▶ **STATED EXERCISE**: A single run of lines is to be printed exactly: starting at the line with "Reproduce this screenshot" and ending at the line with "string; creator: string;", both included. Leave the pictures out.

▶ **Data extracted from a collection**:
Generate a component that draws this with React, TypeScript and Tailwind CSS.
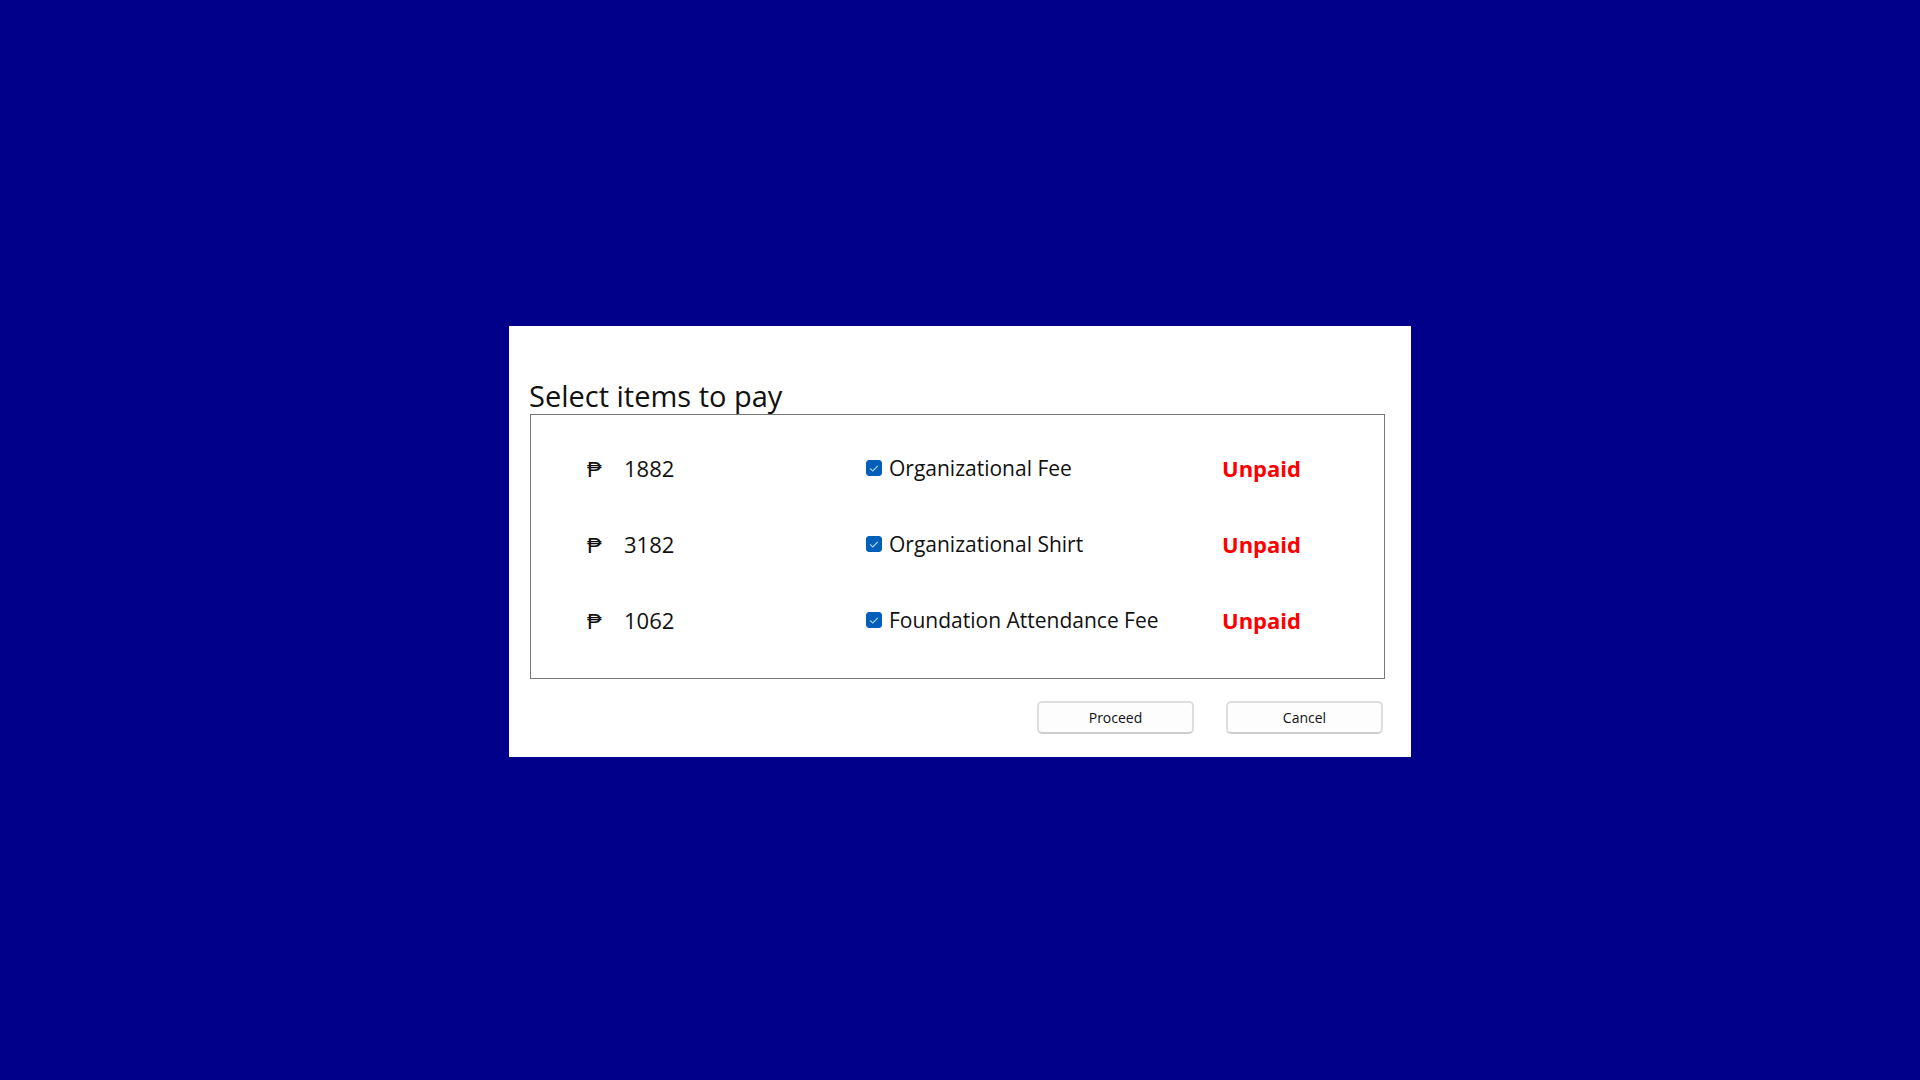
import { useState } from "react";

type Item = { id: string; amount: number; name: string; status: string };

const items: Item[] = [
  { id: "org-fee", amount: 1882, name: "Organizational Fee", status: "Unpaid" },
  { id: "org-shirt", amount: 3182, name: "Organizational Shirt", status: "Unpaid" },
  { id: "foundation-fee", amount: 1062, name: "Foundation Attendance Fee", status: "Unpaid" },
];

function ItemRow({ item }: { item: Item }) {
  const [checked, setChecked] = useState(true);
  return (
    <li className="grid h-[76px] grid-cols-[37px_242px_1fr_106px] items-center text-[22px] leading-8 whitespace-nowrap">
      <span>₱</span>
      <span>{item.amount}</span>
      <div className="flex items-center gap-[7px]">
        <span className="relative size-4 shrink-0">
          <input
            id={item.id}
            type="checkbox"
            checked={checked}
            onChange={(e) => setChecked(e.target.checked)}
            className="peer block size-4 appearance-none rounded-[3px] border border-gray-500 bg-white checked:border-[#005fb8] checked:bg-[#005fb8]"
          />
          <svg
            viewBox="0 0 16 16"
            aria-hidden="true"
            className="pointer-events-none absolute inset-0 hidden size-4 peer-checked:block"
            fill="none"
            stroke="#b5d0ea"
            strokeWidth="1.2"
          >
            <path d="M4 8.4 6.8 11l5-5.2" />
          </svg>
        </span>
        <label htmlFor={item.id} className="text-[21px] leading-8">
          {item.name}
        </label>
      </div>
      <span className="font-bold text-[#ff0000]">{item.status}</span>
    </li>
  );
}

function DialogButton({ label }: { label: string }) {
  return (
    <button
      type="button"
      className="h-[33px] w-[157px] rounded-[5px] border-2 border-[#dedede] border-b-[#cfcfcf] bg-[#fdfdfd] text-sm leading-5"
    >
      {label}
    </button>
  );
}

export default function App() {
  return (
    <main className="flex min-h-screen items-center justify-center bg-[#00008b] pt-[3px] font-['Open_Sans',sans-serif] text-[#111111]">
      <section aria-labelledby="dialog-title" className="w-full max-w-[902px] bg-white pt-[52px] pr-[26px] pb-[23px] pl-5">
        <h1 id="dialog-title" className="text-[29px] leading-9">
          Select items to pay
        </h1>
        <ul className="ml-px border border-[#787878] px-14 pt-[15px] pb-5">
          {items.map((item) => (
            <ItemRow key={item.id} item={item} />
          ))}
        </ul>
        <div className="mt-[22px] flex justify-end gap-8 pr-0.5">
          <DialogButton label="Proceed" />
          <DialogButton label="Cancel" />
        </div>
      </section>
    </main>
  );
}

...

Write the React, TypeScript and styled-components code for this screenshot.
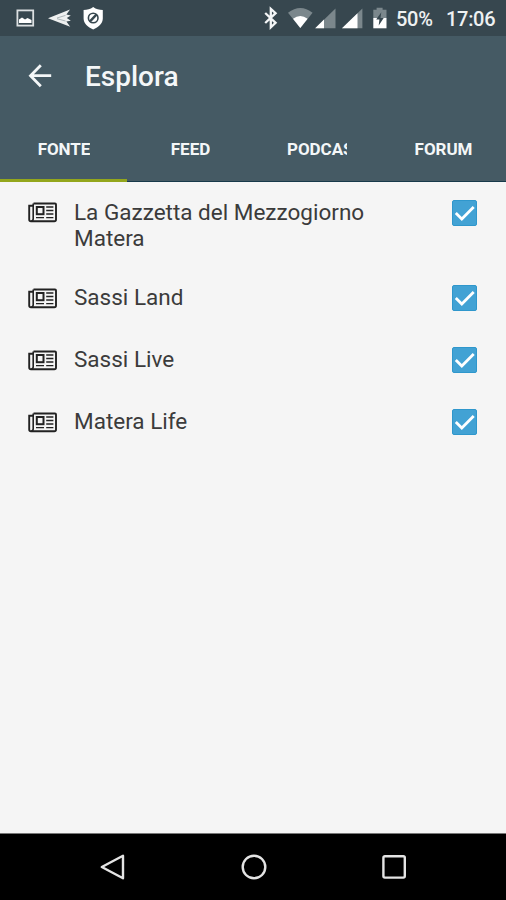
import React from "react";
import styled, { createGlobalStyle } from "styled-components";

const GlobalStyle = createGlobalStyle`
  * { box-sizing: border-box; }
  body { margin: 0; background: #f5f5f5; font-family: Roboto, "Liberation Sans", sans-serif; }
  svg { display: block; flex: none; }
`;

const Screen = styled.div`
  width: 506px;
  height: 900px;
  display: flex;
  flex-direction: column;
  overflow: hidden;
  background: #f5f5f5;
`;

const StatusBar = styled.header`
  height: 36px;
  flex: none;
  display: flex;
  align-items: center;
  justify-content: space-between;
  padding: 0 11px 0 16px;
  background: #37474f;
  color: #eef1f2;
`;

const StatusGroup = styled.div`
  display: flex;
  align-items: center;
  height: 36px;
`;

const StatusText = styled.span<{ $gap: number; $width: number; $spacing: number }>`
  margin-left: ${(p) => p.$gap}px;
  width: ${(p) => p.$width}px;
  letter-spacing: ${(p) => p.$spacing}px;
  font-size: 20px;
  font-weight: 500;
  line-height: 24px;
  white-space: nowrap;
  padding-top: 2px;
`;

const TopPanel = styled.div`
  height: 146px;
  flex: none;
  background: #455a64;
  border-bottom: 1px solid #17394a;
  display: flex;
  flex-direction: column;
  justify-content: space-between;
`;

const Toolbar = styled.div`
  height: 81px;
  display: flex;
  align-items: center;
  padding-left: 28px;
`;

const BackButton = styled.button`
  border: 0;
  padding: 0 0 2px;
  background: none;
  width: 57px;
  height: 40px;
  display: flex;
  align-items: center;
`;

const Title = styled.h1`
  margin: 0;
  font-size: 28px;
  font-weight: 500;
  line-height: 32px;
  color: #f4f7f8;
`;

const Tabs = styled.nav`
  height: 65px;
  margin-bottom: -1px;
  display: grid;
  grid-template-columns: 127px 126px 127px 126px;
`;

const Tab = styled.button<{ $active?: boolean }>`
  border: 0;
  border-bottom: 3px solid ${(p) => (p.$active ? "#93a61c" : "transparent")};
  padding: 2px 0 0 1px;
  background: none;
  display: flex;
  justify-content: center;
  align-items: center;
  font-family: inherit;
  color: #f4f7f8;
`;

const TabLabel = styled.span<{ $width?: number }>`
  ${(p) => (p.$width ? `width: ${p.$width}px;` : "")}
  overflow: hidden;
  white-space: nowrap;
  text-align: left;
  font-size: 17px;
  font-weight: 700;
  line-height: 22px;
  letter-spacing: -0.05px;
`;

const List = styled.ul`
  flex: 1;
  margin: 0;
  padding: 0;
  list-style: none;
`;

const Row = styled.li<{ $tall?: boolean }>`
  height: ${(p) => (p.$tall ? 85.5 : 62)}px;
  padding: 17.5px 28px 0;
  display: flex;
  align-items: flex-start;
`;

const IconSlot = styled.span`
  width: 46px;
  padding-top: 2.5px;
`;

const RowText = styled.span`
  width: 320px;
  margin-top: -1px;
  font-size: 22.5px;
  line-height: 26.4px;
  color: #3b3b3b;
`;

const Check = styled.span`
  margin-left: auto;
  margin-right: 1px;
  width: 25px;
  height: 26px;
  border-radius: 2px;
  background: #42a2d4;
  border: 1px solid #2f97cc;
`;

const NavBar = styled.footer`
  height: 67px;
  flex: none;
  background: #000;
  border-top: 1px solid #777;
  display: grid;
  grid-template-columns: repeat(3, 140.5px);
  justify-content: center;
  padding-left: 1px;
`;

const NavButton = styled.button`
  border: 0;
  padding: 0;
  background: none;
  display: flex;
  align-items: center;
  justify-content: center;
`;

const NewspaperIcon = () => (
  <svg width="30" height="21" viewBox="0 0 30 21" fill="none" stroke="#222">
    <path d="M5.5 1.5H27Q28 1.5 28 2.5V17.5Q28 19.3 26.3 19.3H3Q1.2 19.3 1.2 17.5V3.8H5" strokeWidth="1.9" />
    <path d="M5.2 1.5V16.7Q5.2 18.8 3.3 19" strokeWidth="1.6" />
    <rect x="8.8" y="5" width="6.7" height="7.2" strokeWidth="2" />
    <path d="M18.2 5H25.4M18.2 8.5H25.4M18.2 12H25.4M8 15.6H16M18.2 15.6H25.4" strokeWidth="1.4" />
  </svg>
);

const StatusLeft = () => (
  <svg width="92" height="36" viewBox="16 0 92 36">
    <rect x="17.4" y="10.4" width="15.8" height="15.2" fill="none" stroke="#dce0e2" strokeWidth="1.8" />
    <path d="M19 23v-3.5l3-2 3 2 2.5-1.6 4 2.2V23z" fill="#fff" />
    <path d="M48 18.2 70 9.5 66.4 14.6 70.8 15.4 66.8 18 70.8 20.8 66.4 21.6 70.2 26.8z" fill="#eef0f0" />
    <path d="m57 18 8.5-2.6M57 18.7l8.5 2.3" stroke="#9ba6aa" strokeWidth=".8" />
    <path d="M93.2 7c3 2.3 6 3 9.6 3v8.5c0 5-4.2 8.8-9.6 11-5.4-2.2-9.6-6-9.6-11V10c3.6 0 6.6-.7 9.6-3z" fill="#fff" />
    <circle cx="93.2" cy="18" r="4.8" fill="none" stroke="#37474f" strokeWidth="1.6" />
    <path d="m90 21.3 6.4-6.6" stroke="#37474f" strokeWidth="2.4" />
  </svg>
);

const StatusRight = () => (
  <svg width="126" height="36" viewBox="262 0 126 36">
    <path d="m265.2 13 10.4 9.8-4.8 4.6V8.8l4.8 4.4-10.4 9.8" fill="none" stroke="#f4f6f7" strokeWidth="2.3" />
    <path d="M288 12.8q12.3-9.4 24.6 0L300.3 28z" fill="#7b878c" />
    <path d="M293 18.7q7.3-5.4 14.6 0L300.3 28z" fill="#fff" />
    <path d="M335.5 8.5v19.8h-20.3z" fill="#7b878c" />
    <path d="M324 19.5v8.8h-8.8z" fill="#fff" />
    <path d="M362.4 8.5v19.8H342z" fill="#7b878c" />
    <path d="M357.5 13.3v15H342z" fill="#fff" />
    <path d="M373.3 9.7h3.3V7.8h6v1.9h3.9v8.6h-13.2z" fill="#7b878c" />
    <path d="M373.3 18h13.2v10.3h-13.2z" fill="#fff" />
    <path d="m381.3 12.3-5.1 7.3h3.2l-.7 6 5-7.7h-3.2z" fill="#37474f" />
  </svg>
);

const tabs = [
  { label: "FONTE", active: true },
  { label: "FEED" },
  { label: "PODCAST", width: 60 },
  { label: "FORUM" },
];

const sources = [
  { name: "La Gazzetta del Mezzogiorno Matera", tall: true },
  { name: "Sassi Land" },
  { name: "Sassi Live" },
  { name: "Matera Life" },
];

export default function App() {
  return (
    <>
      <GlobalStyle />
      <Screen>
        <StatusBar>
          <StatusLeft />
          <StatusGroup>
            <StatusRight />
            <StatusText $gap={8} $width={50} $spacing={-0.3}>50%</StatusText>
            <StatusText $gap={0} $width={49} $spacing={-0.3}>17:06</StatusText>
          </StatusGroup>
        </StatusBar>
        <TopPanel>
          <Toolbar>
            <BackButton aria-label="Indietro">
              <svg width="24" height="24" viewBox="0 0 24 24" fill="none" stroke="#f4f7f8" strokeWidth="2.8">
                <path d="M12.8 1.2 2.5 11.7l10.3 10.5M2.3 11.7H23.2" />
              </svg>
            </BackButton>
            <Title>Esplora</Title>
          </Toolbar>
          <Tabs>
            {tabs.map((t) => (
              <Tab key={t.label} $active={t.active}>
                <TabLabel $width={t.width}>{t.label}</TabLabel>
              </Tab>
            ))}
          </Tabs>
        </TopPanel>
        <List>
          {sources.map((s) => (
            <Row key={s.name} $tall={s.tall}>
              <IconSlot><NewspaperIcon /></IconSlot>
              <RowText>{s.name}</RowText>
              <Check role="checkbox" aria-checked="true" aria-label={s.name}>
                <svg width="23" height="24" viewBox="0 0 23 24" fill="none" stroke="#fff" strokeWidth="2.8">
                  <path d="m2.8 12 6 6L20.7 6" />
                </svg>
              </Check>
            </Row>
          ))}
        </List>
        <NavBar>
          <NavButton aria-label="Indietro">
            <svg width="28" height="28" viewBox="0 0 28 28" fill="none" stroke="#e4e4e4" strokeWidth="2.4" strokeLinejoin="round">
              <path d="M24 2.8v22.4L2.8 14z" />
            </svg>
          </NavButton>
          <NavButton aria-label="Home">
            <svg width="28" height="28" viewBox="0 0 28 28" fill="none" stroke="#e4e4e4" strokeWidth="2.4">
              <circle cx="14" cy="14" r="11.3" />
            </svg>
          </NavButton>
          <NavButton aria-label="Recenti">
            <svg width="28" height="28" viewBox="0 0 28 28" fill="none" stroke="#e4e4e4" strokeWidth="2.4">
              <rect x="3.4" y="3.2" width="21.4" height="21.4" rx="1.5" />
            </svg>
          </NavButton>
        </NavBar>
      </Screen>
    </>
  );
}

* * *

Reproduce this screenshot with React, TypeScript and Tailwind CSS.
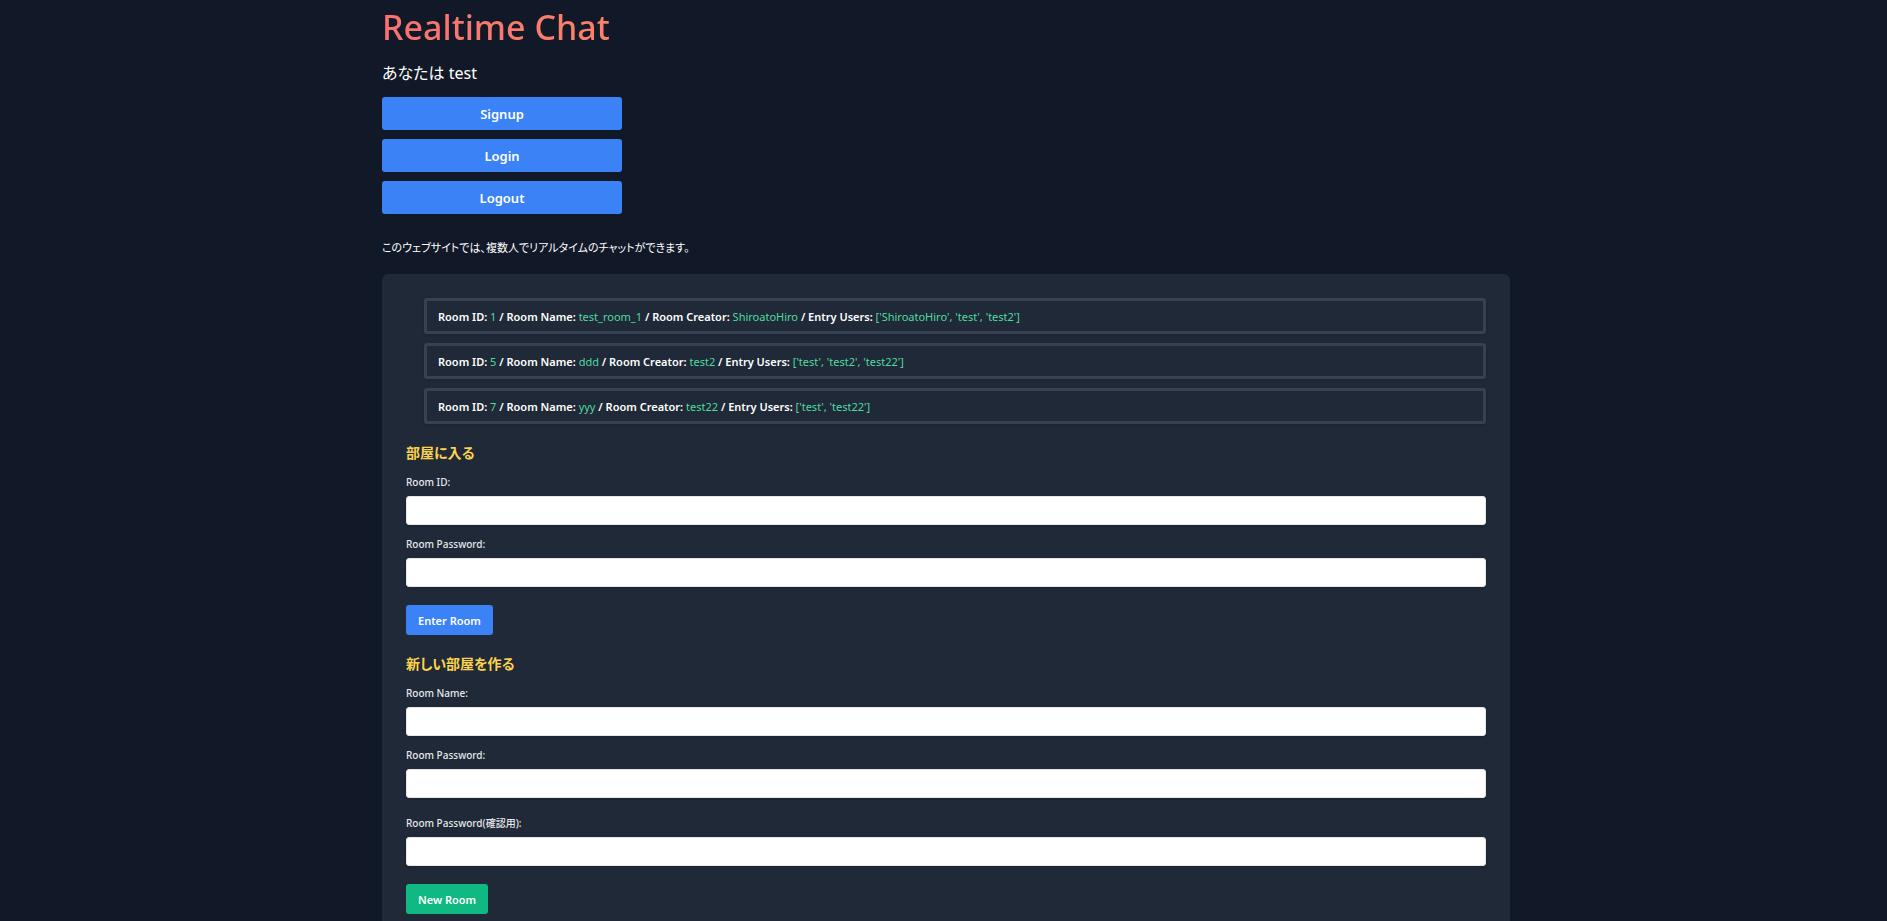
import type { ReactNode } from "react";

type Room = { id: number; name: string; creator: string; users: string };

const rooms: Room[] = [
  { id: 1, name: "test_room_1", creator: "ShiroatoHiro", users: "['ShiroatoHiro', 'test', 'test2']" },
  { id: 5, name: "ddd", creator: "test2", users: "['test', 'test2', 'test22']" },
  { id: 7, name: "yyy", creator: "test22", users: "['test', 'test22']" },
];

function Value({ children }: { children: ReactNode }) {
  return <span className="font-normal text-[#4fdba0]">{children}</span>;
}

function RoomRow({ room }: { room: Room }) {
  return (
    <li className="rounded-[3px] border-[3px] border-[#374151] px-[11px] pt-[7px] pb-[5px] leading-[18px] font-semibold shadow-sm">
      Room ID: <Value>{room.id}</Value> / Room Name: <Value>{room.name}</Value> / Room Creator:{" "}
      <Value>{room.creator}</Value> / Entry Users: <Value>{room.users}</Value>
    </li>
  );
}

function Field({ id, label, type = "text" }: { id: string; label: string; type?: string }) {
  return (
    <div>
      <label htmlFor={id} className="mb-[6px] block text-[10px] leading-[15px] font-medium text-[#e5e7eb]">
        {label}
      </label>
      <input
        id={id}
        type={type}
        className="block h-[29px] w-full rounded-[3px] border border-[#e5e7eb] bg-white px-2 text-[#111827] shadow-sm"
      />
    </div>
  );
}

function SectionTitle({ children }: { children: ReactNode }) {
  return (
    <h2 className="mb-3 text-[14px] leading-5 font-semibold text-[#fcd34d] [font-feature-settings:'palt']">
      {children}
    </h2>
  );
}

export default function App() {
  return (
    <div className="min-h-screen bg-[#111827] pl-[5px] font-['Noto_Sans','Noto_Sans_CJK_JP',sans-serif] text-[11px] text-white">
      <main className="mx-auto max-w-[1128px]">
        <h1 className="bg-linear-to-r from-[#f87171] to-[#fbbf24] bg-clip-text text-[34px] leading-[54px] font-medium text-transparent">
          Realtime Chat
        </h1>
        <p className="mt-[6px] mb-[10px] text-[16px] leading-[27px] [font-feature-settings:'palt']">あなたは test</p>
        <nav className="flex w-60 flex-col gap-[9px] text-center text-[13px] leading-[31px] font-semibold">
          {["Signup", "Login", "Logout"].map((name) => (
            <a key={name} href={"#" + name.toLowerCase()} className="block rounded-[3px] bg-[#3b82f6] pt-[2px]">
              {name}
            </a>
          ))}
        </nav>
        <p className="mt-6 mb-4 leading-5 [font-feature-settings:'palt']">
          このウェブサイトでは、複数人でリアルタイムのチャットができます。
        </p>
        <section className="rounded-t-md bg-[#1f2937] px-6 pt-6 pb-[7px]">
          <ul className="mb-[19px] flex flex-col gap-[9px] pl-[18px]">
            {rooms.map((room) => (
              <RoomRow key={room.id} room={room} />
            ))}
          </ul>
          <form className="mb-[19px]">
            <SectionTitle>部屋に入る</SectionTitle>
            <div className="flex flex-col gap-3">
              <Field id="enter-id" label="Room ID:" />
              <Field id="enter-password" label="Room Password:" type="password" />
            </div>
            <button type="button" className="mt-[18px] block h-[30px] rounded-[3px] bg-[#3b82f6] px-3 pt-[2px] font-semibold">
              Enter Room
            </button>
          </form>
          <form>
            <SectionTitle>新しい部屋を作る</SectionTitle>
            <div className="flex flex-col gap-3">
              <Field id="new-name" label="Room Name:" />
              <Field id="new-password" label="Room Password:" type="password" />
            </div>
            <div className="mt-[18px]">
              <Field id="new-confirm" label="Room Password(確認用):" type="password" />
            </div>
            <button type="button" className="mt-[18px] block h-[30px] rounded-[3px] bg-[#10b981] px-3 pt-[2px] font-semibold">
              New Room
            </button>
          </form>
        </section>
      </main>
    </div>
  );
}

▶ **ANSWER TO THE EXERCISE**:
Reproduce this screenshot with React, TypeScript and Tailwind CSS.
import type { ReactNode } from "react";

type Room = { id: number; name: string; creator: string; users: string };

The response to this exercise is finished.